Un texte inachevé et des nouvelles inédites de Joseph Roth donnent à voir un petit bourgeois satisfait, emblème d’une société future complice de l’hitlérisme.

C’est à la miraculeuse survie d’un manuscrit dans un carton que l’on doit Perlefter, roman inachevé et lumineux laissé à son éditeur et ami Gustav Kiepenheuer en janvier 1933. Roth n’a pas attendu avant de fuir l’Allemagne qui venait de basculer dans l’hitlérisme dont il avait chroniqué le nihilisme et l’irresistible ascension dans ses écrits journalistiques et aussi dès son premier roman, La Toile d’arraignée, paru en 1923. 

Chantre de l’Autriche-Hongrie où il a vu le jour en 1894 et dont il voit la fin au lendemain de la première guerre mondiale, ami querelleur de Stefan Zweig à qui il avait évoqué ce manuscript, Joseph Roth est un génie auto-destructeur dans un monde qui, lui aussi, s’autodétruit.

Fameux pour ses emportements, ses complots pour restaurer l’empire des Habsbourg et les beuveries qui masquaient ses détresses intimes ont précipité sa disparition en mai 1939 à Paris, il est aussi un écrivain dont la tendresse le dispute à un grinçant esprit viennois.

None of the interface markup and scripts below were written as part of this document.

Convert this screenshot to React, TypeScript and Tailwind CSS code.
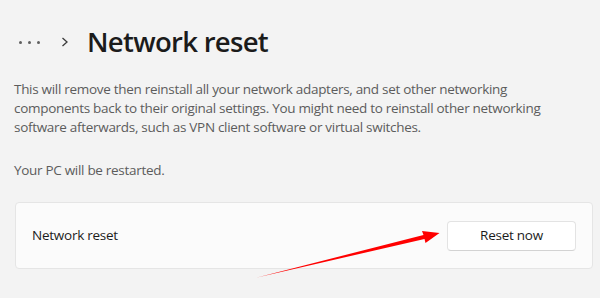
import React from 'react';

// ── Network reset settings page ─────────────────────────────────────────────
const font = "font-['Open_Sans','Noto_Sans',sans-serif]";

const Arrow: React.FC = () => (
  <svg className="pointer-events-none absolute inset-0" width="600" height="298" viewBox="0 0 600 298">
    <polygon
      points="257,277.5 423.5,235 422,231 439.5,233 425.5,243 424.5,239"
      fill="#ff0000"
    />
  </svg>
);

export default function App() {
  return (
    <div className={`relative w-[600px] h-[298px] overflow-hidden bg-[#f3f3f3] ${font}`}>
      {/* Breadcrumb header */}
      <div className="flex items-center h-[36px] mt-[24px] pl-[19px]">
        <div className="flex items-center gap-[6px]">
          <span className="w-[3px] h-[3px] rounded-full bg-[#5f5f5f]" />
          <span className="w-[3px] h-[3px] rounded-full bg-[#5f5f5f]" />
          <span className="w-[3px] h-[3px] rounded-full bg-[#5f5f5f]" />
        </div>
        <svg className="ml-[21px]" width="8" height="10" viewBox="0 0 8 10">
          <path d="M1.5 1 L6 5 L1.5 9" fill="none" stroke="#3b3b3b" strokeWidth="1.3" />
        </svg>
        <h1 className="ml-[18px] text-[27.5px] leading-[36px] font-semibold tracking-[-0.7px] text-[#1b1b1b]">
          Network reset
        </h1>
      </div>

      {/* Description */}
      <div className="mt-[20px] px-[14px] text-[13.5px] leading-[19px] text-[#5c5c5c] whitespace-nowrap tracking-[-0.3px]">
        <p>This will remove then reinstall all your network adapters, and set other networking</p>
        <p>components back to their original settings. You might need to reinstall other networking</p>
        <p>software afterwards, such as VPN client software or virtual switches.</p>
        <p className="mt-[24px]">Your PC will be restarted.</p>
      </div>

      {/* Action card */}
      <div className="mt-[22px] ml-[15px] w-[578px] h-[67px] flex items-center justify-between px-[16px] rounded-[4px] border border-[#e5e5e5] bg-[#fbfbfb]">
        <span className="text-[13.5px] text-[#1b1b1b] tracking-[-0.25px]">Network reset</span>
        <button
          type="button"
          className="w-[129px] h-[30px] rounded-[4px] border border-[#e3e3e3] border-b-[#d3d3d3] bg-white text-[13.5px] text-[#1b1b1b] tracking-[-0.25px]"
        >
          Reset now
        </button>
      </div>

      <Arrow />
    </div>
  );
}
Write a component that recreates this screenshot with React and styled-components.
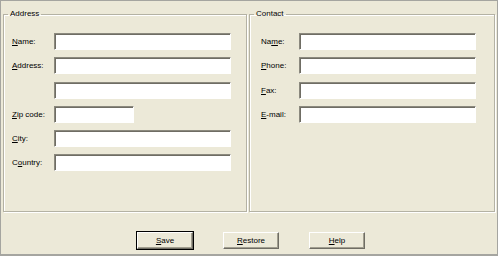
import React from "react";
import styled, { createGlobalStyle } from "styled-components";

const GlobalStyle = createGlobalStyle`
  html, body {
    margin: 0;
    padding: 0;
    background: #ece9d8;
  }
  * {
    box-sizing: border-box;
  }
`;

const Window = styled.div`
  width: 498px;
  height: 256px;
  border: 1px solid #a5a5a0;
  border-bottom-width: 2px;
  background: #ece9d8;
  font-family: "Liberation Sans", Arial, sans-serif;
  font-size: 8px;
  color: #000;
  display: flex;
  flex-direction: column;
`;

const Groups = styled.div`
  display: flex;
  gap: 2px;
  padding: 8px 0 0 2px;
`;

const Group = styled.fieldset`
  margin: 0;
  min-width: 0;
  width: ${({ $width }) => $width}px;
  height: 203px;
  border: 1px solid #b4b2a4;
  box-shadow: inset 1px 1px 0 #fff, 1px 1px 0 #fff;
  padding: 14px 0 0 0;
`;

const Legend = styled.legend`
  padding: 0 2px;
  margin-left: 4px;
  line-height: 10px;
  font-size: 8px;
`;

const Form = styled.div`
  display: grid;
  grid-template-columns: ${({ $label }) => $label}px 177px;
  grid-auto-rows: 17px;
  row-gap: 7.3px;
  align-items: center;
  padding-left: ${({ $pad }) => $pad}px;
`;

const Label = styled.label`
  white-space: nowrap;
  & u {
    text-decoration: underline;
  }
`;

const Input = styled.input`
  width: ${({ $w }) => $w || 177}px;
  height: 17px;
  margin: 0;
  padding: 0 2px;
  background: #fff;
  border: 1px solid;
  border-color: #8b897e #fff #fff #8b897e;
  box-shadow: inset 1px 1px 0 #6f6d64;
  font: inherit;
  outline: none;
`;

const Buttons = styled.div`
  display: flex;
  justify-content: center;
  gap: 30px;
  padding: 20px 0 0 4px;
`;

const Button = styled.button`
  width: 56px;
  height: 17px;
  margin: 0;
  padding: 0;
  font: inherit;
  color: #000;
  background: #ece9d8;
  border: 1px solid;
  border-color: #fff #6f6d64 #6f6d64 #fff;
  box-shadow: ${({ $default }) =>
    $default ? "0 0 0 1px #000, inset -1px -1px 0 #a19e8f" : "inset -1px -1px 0 #a19e8f"};
`;

const Spacer = styled.div``;

const App = () => (
  <Window>
    <GlobalStyle />
    <Groups>
      <Group $width={244}>
        <Legend>Address</Legend>
        <Form $label={42} $pad={8}>
          <Label><u>N</u>ame:</Label>
          <Input />
          <Label><u>A</u>ddress:</Label>
          <Input />
          <Spacer />
          <Input />
          <Label><u>Z</u>ip code:</Label>
          <Input $w={80} />
          <Label><u>C</u>ity:</Label>
          <Input />
          <Label>C<u>o</u>untry:</Label>
          <Input />
        </Form>
      </Group>
      <Group $width={246}>
        <Legend>Contact</Legend>
        <Form $label={38} $pad={11}>
          <Label>Na<u>m</u>e:</Label>
          <Input />
          <Label><u>P</u>hone:</Label>
          <Input />
          <Label><u>F</u>ax:</Label>
          <Input />
          <Label><u>E</u>-mail:</Label>
          <Input />
        </Form>
      </Group>
    </Groups>
    <Buttons>
      <Button $default><u>S</u>ave</Button>
      <Button><u>R</u>estore</Button>
      <Button><u>H</u>elp</Button>
    </Buttons>
  </Window>
);

export default App;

Et ce texte inédit met en relief l’un comme l’autre. Ainsi le narrateur décrit-il l’arrivée de son personnage dans la capitale austro-hongroise: “Il était six heures du matin. Les rues de la grande ville commençaient juste à s’éveiller. D’abord les grandes, puis les petites. C’était comme le matin dans une famille : les adultes se lèvent d’abord et les enfants ensuite.”

Mais le personnage – que l’on retrouve dans d’autres textes de Roth- est confronté au triste sire qu’est Perlefter, sorte de Tartuffe laïque. “Perlefter possédait malgré tout une sorte de majesté, comme la plupart des gens qui vont bien. Ce n’était pas la majesté de la grandeur mais simplement celle du bien-être.il était capable de trembler pour ses enfants, sans pour autant les aimer. Car il redoutait la perte. Ce qu’il possédait, il voulait le garder.”

L’inachèvement met à jour des traits de Roth que les romans et nouvelles, plus polis, dissimulent, Chez cet homme des excès veille un moraliste et il y a dans la galerie de portraits autour de Perlefter de Roth un peu des caractères de La Bruyère. La cour minable autour de ce parvenu, le passage en revue des conquêtes -que son physique et son charisme lui interdirait mais que sa position dans le monde lui autorise, ainsi que la description de ses filles et de leurs époux sont des plus savoureux: ainsi, à propos d’un chimiste converti au commerce et au capitalisme, “le changement qui s’opérait chez lui avait de quoi étonner. Le jeune homme impétueux, l’ennemi juré de toutes les lois humaines s’était transformé en un pédant sec, un « moraliste » rigide, engoncé dans la camisole de la petite morale bourgeoise, un vrai code des bonnes manières ambulant.”

Les nouvelles, écrites dans les années 20, empoignent un monde à la dérive, perdu entre l’ancien et le nouveau, à l’image de cette fanfare “toujours habillée de l’ancien uniforme impérial mais jouant maintenant un nouvel hymne national révolutionnaire”

Et se lit aussi un autoportrait oblique, à travers la confession d’un exilé : “les gens de mon pays ont une bonne mémoire, car ils se souviennent avec le coeur. Mais moi, je les aurais presque oubliés, parce que j’ai vécu dans les pays de l’Europe de l’Ouest et que j’y vis encore, là où le coeur n’est rien, la tête pas grand-chose et où le poing qui cogne est tout.” Souvent les textes de Roth cognent, eux aussi, mais celui-ci est comme un poing levé et jamais retombé, un mouvement arrêté et fascinant dans son suspens.

Joseph Roth. Perlefter, Histoire d’un bourgeois, traduit de l’Allemand par Pierre Deshusses. Robert Laffont, 264 pages, 20 euros.